• **Stated exercise**:
Reproduce all lines of the listing below in which the word "index" occurs.
═══ Source excerpt
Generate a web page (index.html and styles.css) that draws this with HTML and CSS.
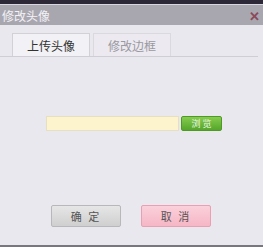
FILE: index.html
```html
<!DOCTYPE html>
<html lang="zh">
<head>
    <meta charset="UTF-8">
    <title>修改头像</title>
    <link rel="stylesheet" href="styles.css">
</head>
<body>
    <div class="topstrip"></div>
    <div class="dialog">
        <div class="titlebar">
            <span class="title">修改头像</span>
            <span class="close">&#x2715;</span>
        </div>
        <div class="tabs">
            <div class="tab active">上传头像</div>
            <div class="tab">修改边框</div>
        </div>
        <div class="upload">
            <div class="file-input"></div>
            <button class="browse">浏 览</button>
        </div>
        <div class="actions">
            <button class="btn ok">确 定</button>
            <button class="btn cancel">取 消</button>
        </div>
    </div>
    <div class="bottomline"></div>
</body>
</html>
```
FILE: styles.css
```css
body {
    margin: 0;
    width: 263px;
    height: 247px;
    overflow: hidden;
    background: #e9e8ee;
    font-family: "Noto Sans CJK SC", "Liberation Sans", sans-serif;
    display: flex;
    flex-direction: column;
}
.topstrip {
    height: 4px;
    background: #2c2838;
    border-bottom: 1px solid #d8d6de;
}
.dialog {
    flex: 1;
    display: flex;
    flex-direction: column;
}
.titlebar {
    height: 20px;
    background: #a8a7b0;
    display: flex;
    align-items: center;
    justify-content: space-between;
    padding: 0 3px 0 2px;
}
.title {
    color: #f4f2f6;
    font-size: 12px;
}
.close {
    color: #8a4a5a;
    font-size: 13px;
    font-weight: bold;
}
.tabs {
    display: flex;
    gap: 3px;
    margin: 8px 5px 0 0;
    padding-left: 12px;
    border-bottom: 1px solid #cfced4;
    height: 23px;
}
.tab {
    width: 76px;
    display: flex;
    align-items: center;
    justify-content: center;
    font-size: 12px;
    color: #9a98a0;
    background: #eceaf0;
    border: 1px solid #dad9de;
    border-bottom: none;
}
.tab.active {
    color: #333;
    background: #f2f1f5;
    border-color: #d2d1d6;
}
.upload {
    display: flex;
    align-items: center;
    gap: 2px;
    margin: 59px 0 0 46px;
}
.file-input {
    width: 133px;
    height: 15px;
    background: #fdf3cd;
    border: 1px solid #e6dfc4;
    box-sizing: border-box;
}
.browse {
    width: 41px;
    height: 15px;
    padding: 0;
    border: 1px solid #4f9a24;
    border-radius: 2px;
    background: linear-gradient(#86cc50, #54a62a);
    color: #eef8e6;
    font-size: 9px;
    font-family: inherit;
    line-height: 13px;
}
.actions {
    display: flex;
    gap: 20px;
    margin: 74px 0 0 51px;
}
.btn {
    width: 70px;
    height: 22px;
    padding: 0;
    font-size: 11px;
    font-family: inherit;
    letter-spacing: 2px;
    color: #555;
    border-radius: 2px;
}
.ok {
    background: linear-gradient(#e6e6e6, #cfcfcf);
    border: 1px solid #b8b8b8;
}
.cancel {
    background: linear-gradient(#fbd0da, #f6b6c6);
    border: 1px solid #e8a0b2;
}
.bottomline {
    height: 2px;
    background: #78777c;
}
```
══════
• **The completed task**:
Generate a web page (index.html and styles.css) that draws this with HTML and CSS.
FILE: index.html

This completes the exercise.